** begin Extracted data **

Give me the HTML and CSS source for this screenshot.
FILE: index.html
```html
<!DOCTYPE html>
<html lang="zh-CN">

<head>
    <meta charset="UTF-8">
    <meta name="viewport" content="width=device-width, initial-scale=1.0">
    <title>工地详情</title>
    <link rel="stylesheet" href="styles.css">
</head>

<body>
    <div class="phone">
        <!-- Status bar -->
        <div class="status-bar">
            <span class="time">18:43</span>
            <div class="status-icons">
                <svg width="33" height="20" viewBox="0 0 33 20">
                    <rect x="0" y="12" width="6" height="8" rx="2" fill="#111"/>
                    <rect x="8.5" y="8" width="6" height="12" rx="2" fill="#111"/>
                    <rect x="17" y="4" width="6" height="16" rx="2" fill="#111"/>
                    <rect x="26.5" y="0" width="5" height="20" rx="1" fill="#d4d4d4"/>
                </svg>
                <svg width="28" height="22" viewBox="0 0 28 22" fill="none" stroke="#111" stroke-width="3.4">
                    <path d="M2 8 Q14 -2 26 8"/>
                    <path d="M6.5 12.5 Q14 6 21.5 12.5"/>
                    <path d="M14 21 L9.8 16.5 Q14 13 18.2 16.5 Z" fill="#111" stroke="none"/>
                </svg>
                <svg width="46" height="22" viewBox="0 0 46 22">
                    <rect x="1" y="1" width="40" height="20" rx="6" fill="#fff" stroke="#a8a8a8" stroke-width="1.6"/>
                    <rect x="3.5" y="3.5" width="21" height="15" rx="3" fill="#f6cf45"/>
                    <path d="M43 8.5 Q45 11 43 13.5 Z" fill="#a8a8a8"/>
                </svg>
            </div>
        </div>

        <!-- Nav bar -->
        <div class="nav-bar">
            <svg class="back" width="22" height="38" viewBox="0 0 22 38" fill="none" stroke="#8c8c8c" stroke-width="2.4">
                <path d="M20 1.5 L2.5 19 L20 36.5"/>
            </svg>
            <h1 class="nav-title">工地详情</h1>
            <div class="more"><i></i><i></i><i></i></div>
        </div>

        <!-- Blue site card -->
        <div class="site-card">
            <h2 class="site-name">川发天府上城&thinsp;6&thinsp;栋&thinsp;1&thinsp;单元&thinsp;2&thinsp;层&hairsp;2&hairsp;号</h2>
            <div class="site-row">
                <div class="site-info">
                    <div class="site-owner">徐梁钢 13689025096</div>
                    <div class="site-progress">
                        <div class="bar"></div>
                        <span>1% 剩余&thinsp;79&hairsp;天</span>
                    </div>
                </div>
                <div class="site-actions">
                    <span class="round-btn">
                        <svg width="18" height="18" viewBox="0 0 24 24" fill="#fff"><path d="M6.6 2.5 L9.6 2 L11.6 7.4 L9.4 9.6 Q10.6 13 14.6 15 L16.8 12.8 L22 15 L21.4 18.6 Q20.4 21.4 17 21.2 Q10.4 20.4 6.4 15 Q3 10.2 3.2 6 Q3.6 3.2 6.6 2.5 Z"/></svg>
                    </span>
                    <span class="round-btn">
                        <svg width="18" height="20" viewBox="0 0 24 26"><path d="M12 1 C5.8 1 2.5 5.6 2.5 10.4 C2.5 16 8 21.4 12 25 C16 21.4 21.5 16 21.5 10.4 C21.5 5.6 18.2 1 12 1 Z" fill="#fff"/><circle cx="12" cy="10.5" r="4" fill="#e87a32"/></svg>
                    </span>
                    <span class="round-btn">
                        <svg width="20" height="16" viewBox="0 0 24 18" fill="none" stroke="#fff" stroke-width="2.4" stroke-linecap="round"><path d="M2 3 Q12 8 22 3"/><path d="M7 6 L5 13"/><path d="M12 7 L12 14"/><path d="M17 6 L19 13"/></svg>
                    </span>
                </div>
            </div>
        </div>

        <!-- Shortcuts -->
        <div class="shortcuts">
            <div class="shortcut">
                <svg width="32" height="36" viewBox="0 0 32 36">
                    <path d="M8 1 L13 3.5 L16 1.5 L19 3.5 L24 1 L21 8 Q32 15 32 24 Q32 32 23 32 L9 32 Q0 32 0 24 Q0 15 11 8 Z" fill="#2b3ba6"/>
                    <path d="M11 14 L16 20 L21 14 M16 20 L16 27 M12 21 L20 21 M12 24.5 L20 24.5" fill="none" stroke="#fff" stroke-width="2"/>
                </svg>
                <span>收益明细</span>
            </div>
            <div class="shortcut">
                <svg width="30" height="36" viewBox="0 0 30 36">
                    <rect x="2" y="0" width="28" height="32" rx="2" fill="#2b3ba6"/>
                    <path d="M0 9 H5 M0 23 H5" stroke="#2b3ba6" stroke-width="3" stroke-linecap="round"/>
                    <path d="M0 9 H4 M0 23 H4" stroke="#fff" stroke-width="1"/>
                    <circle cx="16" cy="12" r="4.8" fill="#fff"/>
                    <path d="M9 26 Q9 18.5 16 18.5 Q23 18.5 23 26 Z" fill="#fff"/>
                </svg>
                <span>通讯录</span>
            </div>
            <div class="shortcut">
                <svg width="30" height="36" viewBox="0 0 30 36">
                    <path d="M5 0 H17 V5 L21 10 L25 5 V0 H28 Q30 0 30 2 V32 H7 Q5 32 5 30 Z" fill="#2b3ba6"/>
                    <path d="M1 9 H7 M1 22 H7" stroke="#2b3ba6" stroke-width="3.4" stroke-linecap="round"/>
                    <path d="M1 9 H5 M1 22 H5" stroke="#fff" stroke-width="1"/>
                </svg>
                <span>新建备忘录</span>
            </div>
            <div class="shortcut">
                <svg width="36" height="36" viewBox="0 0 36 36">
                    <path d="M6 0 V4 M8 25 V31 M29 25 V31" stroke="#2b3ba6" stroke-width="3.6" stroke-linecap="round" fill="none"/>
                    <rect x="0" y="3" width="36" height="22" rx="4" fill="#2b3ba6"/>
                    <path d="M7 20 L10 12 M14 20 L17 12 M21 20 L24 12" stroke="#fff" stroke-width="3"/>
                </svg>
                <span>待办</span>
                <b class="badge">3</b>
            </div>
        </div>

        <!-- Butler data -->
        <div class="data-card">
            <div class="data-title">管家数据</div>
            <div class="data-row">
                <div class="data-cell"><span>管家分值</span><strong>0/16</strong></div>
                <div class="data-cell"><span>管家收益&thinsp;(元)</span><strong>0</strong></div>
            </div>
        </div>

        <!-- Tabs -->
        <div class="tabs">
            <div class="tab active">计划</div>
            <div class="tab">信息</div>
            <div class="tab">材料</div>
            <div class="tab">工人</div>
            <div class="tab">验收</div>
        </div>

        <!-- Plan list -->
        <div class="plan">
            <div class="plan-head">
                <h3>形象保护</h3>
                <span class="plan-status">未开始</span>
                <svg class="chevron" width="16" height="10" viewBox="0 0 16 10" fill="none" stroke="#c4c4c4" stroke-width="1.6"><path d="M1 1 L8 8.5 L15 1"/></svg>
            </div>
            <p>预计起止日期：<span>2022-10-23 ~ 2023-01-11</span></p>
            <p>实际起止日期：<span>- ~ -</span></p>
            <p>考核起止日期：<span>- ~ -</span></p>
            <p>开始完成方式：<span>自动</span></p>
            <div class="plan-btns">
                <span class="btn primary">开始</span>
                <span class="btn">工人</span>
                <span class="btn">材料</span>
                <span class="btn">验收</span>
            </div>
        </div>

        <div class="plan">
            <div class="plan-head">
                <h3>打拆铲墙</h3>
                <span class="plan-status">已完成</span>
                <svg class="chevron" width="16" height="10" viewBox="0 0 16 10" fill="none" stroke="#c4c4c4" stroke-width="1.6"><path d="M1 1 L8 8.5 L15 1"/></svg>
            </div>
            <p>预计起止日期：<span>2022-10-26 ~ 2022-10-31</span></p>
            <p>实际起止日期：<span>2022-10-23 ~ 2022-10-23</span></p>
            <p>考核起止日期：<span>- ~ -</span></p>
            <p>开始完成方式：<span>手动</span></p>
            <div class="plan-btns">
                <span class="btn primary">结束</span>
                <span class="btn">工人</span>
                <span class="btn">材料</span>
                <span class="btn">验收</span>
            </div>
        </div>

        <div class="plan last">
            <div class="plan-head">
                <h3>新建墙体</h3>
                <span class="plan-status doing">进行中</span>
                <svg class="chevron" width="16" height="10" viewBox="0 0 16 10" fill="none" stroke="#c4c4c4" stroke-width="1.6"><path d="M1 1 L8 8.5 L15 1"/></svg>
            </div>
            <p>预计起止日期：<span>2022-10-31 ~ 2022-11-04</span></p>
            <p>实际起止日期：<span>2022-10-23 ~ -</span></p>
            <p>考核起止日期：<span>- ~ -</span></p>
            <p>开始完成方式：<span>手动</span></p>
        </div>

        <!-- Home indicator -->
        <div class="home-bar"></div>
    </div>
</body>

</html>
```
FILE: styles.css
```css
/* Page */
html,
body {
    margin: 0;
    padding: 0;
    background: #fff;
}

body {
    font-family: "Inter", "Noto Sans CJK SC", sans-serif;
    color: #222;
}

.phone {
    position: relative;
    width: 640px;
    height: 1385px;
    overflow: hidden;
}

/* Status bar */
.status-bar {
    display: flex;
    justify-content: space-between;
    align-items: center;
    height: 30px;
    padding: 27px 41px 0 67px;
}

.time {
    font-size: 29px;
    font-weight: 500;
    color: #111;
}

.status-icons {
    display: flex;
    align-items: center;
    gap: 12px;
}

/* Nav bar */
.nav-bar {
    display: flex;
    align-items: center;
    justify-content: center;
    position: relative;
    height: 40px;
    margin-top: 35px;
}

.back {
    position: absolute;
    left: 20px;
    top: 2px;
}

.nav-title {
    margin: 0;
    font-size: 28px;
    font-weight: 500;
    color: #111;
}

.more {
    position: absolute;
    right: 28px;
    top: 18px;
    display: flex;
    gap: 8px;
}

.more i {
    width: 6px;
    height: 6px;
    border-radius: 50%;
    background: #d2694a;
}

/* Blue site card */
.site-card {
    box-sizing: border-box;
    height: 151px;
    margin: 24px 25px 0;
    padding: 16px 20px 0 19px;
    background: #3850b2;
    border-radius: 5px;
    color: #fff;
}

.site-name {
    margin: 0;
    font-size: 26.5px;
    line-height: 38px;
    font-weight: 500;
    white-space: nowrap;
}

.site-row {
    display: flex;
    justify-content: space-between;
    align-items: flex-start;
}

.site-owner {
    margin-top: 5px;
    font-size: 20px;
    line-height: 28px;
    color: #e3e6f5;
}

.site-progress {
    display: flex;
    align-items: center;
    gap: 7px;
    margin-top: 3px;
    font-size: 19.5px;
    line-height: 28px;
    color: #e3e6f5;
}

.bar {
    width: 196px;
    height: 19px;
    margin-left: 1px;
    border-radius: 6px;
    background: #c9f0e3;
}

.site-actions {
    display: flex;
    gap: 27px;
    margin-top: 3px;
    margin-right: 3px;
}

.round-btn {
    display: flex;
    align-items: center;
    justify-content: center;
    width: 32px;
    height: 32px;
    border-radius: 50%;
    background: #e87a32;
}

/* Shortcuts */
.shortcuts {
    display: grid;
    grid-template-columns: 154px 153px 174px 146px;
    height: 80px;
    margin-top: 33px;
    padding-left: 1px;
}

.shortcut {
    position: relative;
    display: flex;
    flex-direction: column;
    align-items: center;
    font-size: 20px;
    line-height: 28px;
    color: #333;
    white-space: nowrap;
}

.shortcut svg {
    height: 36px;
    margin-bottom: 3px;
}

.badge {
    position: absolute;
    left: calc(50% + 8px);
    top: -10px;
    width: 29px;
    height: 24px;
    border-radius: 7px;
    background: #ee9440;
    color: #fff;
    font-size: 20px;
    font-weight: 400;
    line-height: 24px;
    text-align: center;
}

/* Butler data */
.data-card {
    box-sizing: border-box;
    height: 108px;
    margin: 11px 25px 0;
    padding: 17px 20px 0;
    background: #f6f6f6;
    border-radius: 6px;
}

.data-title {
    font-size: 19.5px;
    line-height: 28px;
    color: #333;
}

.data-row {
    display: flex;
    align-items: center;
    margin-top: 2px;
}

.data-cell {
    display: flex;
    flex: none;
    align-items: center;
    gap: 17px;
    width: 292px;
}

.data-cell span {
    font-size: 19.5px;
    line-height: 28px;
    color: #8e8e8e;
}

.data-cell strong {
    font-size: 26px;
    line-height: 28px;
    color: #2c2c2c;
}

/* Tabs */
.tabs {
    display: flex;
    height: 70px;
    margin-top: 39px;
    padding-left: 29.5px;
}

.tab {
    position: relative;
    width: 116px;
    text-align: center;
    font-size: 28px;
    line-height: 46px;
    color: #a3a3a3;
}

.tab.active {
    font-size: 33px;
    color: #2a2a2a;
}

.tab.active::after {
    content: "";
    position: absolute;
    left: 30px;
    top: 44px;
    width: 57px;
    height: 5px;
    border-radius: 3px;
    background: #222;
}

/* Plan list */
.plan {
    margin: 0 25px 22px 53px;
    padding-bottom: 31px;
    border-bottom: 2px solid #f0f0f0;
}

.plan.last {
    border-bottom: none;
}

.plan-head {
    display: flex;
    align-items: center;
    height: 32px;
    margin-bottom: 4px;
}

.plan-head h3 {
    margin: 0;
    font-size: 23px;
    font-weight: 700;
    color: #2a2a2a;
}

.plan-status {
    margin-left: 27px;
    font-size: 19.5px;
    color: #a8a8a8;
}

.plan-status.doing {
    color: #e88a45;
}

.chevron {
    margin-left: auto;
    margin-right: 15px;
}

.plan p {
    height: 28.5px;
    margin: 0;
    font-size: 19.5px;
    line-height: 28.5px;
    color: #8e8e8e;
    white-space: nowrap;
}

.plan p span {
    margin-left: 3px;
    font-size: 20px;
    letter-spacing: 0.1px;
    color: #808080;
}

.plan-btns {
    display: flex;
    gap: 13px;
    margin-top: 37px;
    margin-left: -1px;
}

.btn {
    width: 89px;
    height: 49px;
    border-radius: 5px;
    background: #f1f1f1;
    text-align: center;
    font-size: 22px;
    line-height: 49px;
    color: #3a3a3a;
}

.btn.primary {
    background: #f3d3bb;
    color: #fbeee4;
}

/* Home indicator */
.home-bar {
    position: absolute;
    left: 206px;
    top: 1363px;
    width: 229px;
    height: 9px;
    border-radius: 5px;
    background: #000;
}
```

** end Extracted data **
** begin Extracted data **

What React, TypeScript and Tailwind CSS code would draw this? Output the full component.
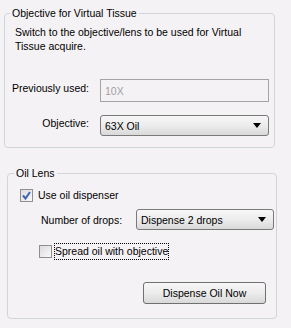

** end Extracted data **

Given exercise: Pull every line containing the word "this" out of the entries above.

Worked solution:
Give me the HTML and CSS source for this screenshot.
What React, TypeScript and Tailwind CSS code would draw this? Output the full component.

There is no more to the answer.